[start DATA EXCERPT]

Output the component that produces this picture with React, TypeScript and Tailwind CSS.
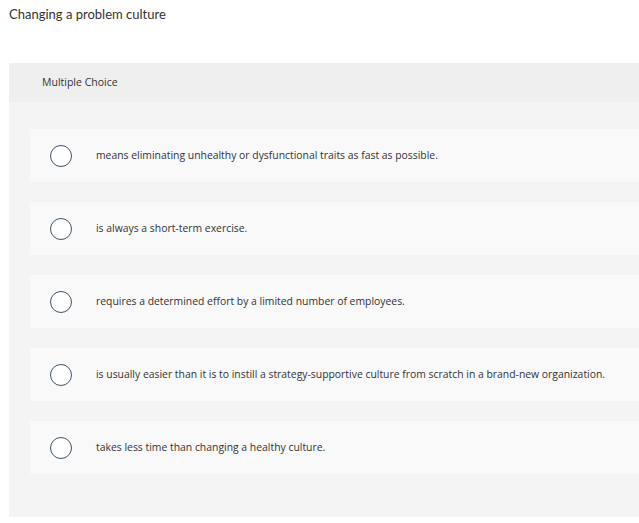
const options = [
  "means eliminating unhealthy or dysfunctional traits as fast as possible.",
  "is always a short-term exercise.",
  "requires a determined effort by a limited number of employees.",
  "is usually easier than it is to instill a strategy-supportive culture from scratch in a brand-new organization.",
  "takes less time than changing a healthy culture.",
];

function Option({ text }: { text: string }) {
  return (
    <div className="flex h-[53px] items-center bg-[#f9f9f9] pl-[20px]">
      <span className="h-[22px] w-[22px] shrink-0 rounded-full border-[1.5px] border-[#3f5468] bg-white" />
      <span className="ml-[24px] font-['Open_Sans',sans-serif] text-[10.4px] text-[#333]">{text}</span>
    </div>
  );
}

export default function App() {
  return (
    <div className="h-[523px] w-[639px] overflow-hidden bg-white pt-[6px] pl-[9px] font-['Lato',sans-serif]">
      <h1 className="text-[13px] leading-[16px] text-[#333]">Changing a problem culture</h1>
      <div className="mt-[41px] h-[454px] bg-[#f4f4f4]">
        <div className="flex h-[39px] items-center bg-[#efefef] pl-[33px] font-['Open_Sans',sans-serif] text-[10.5px] text-[#333]">
          Multiple Choice
        </div>
        <div className="flex flex-col gap-[20px] pt-[27px] pl-[21px]">
          {options.map((o) => (
            <Option key={o} text={o} />
          ))}
        </div>
      </div>
    </div>
  );
}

[end DATA EXCERPT]

- EXERCISE INSTRUCTIONS: Would you return the data exactly as written, without the pictures?

- THE REPLY:
Output the component that produces this picture with React, TypeScript and Tailwind CSS.
const options = [
  "means eliminating unhealthy or dysfunctional traits as fast as possible.",
  "is always a short-term exercise.",
  "requires a determined effort by a limited number of employees.",
  "is usually easier than it is to instill a strategy-supportive culture from scratch in a brand-new organization.",
  "takes less time than changing a healthy culture.",
];

function Option({ text }: { text: string }) {
  return (
    <div className="flex h-[53px] items-center bg-[#f9f9f9] pl-[20px]">
      <span className="h-[22px] w-[22px] shrink-0 rounded-full border-[1.5px] border-[#3f5468] bg-white" />
      <span className="ml-[24px] font-['Open_Sans',sans-serif] text-[10.4px] text-[#333]">{text}</span>
    </div>
  );
}

export default function App() {
  return (
    <div className="h-[523px] w-[639px] overflow-hidden bg-white pt-[6px] pl-[9px] font-['Lato',sans-serif]">
      <h1 className="text-[13px] leading-[16px] text-[#333]">Changing a problem culture</h1>
      <div className="mt-[41px] h-[454px] bg-[#f4f4f4]">
        <div className="flex h-[39px] items-center bg-[#efefef] pl-[33px] font-['Open_Sans',sans-serif] text-[10.5px] text-[#333]">
          Multiple Choice
        </div>
        <div className="flex flex-col gap-[20px] pt-[27px] pl-[21px]">
          {options.map((o) => (
            <Option key={o} text={o} />
          ))}
        </div>
      </div>
    </div>
  );
}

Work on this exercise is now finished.